◆ **DATASET ROWS**:
----
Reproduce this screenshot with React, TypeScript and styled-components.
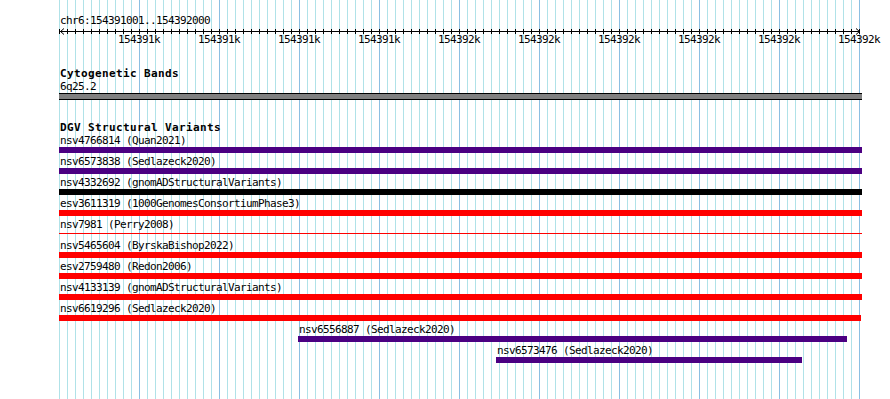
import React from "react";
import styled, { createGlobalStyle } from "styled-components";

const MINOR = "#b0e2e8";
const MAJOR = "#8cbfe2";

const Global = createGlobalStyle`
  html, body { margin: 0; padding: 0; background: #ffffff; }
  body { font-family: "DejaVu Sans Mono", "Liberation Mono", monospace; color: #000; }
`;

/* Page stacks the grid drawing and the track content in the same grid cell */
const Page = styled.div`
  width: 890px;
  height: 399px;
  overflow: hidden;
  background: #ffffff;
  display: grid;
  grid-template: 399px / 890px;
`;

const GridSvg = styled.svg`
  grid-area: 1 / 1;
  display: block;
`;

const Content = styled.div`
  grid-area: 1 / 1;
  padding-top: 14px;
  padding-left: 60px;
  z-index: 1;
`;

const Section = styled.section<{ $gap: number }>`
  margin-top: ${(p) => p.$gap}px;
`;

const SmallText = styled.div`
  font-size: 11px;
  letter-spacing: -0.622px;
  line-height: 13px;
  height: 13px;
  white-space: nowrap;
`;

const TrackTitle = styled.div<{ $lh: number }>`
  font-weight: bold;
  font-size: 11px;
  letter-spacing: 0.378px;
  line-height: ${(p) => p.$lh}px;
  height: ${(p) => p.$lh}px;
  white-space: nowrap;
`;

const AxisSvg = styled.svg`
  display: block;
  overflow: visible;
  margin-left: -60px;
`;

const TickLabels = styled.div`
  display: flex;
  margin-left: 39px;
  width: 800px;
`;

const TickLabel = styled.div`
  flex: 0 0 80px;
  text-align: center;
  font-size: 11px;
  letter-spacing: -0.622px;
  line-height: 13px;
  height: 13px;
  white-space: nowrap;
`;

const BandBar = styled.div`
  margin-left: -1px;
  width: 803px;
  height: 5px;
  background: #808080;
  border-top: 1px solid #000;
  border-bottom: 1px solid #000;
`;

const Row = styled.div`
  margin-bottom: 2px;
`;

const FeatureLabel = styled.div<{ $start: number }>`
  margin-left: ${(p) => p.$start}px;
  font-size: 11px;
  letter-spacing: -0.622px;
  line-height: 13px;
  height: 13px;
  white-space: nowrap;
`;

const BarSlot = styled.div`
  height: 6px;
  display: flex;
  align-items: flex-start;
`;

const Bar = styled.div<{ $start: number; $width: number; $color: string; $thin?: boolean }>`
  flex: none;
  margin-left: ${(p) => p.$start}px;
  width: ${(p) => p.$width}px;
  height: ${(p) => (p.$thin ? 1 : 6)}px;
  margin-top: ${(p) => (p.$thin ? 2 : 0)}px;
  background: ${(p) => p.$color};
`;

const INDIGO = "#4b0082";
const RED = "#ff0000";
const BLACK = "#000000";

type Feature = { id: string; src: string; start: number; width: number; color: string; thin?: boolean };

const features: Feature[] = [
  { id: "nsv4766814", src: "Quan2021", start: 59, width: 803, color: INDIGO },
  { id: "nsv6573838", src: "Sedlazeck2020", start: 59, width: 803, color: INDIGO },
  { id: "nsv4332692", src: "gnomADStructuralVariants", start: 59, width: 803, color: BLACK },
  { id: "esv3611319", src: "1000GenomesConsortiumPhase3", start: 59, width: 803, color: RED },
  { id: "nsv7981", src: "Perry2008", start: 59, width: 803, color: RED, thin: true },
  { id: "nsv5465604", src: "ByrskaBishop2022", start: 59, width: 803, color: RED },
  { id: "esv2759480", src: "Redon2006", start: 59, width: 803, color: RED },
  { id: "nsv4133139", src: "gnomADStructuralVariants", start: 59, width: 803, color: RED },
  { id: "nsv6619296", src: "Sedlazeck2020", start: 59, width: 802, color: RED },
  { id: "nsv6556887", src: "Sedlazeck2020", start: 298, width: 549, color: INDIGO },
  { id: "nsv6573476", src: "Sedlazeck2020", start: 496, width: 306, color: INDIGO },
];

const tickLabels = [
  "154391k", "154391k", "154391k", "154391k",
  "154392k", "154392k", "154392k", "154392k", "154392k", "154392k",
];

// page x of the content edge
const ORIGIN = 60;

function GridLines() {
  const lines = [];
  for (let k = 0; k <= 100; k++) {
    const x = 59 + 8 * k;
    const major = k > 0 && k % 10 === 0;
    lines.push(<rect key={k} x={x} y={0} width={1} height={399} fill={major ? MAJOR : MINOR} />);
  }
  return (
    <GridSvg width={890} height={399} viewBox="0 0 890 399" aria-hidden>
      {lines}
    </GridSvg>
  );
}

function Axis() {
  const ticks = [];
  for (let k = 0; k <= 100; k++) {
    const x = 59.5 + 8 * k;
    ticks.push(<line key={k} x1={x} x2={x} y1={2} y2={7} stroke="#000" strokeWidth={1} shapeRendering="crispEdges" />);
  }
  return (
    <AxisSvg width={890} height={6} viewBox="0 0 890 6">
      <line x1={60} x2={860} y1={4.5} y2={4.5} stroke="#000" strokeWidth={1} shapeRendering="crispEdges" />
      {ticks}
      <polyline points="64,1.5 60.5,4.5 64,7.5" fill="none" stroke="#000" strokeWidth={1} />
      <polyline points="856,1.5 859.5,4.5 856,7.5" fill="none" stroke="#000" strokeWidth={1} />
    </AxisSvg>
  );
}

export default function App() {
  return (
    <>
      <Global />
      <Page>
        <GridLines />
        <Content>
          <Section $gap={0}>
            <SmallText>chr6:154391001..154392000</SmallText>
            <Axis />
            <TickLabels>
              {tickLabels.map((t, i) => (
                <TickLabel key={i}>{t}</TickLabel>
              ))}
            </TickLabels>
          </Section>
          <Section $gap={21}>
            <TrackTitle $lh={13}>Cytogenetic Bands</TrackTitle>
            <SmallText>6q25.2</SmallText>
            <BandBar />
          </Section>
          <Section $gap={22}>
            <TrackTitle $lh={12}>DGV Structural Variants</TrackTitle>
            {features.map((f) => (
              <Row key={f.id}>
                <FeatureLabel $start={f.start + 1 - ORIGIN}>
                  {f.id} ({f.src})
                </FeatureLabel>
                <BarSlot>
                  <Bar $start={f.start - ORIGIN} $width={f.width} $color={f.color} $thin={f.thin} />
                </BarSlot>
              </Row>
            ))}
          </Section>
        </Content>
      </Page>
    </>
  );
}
----
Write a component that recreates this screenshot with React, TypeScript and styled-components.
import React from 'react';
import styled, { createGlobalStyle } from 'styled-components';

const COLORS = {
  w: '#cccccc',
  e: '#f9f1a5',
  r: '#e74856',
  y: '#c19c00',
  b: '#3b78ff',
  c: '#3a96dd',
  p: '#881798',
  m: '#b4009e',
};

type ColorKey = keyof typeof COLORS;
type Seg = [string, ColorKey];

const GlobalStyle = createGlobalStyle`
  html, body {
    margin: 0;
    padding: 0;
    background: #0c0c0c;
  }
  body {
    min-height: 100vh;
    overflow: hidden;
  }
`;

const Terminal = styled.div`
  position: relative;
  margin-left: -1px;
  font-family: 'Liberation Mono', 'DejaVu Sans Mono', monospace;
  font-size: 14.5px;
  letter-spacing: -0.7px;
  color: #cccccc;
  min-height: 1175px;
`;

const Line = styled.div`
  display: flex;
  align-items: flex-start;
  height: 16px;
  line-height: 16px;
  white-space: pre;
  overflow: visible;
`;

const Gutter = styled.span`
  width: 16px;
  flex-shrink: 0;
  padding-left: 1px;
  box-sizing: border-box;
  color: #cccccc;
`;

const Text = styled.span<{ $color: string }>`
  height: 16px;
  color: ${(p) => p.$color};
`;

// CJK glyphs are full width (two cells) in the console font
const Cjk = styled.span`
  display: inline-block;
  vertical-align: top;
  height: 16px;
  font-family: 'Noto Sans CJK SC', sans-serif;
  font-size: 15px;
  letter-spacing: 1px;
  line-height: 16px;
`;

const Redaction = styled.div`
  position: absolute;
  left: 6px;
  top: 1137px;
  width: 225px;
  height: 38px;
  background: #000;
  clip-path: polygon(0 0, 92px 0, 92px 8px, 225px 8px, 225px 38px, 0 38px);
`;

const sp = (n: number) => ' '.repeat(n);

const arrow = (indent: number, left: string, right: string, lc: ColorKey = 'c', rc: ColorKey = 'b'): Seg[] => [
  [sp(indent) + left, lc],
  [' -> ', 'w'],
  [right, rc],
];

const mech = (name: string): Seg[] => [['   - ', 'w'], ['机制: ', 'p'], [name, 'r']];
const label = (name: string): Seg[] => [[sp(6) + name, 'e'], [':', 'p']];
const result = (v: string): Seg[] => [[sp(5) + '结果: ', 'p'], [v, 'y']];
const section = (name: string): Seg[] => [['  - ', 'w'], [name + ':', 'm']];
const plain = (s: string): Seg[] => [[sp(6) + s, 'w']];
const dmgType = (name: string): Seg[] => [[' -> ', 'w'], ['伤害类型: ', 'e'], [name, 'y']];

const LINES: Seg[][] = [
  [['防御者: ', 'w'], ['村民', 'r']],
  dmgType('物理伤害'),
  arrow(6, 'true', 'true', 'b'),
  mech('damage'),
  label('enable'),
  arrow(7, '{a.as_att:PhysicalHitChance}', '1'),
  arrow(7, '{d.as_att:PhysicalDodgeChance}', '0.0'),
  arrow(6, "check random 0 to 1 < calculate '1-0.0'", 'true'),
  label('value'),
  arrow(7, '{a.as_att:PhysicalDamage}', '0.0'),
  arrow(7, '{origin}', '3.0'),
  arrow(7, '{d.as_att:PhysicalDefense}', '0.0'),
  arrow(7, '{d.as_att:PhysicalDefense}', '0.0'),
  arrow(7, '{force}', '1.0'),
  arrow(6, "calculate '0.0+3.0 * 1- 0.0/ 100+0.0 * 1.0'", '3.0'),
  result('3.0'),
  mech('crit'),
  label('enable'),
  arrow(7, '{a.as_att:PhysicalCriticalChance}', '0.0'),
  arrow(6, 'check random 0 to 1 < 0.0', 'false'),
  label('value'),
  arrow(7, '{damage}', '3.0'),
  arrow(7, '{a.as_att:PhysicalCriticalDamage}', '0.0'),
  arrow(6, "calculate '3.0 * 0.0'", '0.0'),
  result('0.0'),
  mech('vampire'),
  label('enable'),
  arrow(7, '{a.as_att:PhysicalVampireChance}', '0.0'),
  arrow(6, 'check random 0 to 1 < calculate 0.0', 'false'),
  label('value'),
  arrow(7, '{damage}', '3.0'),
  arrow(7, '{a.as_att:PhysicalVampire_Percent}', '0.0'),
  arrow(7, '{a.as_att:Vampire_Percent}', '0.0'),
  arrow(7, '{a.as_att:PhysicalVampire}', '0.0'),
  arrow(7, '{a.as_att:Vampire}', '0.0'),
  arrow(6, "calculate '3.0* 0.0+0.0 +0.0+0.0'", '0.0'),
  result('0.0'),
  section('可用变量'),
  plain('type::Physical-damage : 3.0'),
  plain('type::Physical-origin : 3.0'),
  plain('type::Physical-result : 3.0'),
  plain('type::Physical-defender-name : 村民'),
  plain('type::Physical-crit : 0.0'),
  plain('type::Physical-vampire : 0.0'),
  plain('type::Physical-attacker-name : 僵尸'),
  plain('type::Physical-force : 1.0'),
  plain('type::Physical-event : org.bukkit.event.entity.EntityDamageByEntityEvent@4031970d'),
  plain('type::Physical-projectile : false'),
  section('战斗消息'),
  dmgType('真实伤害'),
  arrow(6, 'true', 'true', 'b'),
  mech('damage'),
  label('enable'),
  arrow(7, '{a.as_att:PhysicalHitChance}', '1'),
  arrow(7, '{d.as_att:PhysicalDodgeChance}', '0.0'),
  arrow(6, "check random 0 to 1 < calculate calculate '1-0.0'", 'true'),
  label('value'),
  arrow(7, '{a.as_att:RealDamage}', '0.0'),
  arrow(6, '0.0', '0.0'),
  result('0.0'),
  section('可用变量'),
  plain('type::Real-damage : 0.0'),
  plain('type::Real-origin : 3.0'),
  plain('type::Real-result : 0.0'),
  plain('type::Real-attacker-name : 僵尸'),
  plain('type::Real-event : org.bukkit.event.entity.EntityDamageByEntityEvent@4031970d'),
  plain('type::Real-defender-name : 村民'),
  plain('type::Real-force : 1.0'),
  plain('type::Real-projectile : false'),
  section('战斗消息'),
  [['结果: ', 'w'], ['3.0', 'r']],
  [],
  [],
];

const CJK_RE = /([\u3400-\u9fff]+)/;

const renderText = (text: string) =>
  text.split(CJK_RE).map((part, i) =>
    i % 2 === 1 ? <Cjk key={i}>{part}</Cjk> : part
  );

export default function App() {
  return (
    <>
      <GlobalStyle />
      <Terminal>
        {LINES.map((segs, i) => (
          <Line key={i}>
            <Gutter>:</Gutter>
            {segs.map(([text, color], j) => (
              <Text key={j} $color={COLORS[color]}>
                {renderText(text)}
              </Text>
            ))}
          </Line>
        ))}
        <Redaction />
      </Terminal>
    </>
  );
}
----
◆ **THE REQUEST**: Where a line above holds the string "screenshot", show that line.

◆ **FINAL RESULT**:
Reproduce this screenshot with React, TypeScript and styled-components.
Write a component that recreates this screenshot with React, TypeScript and styled-components.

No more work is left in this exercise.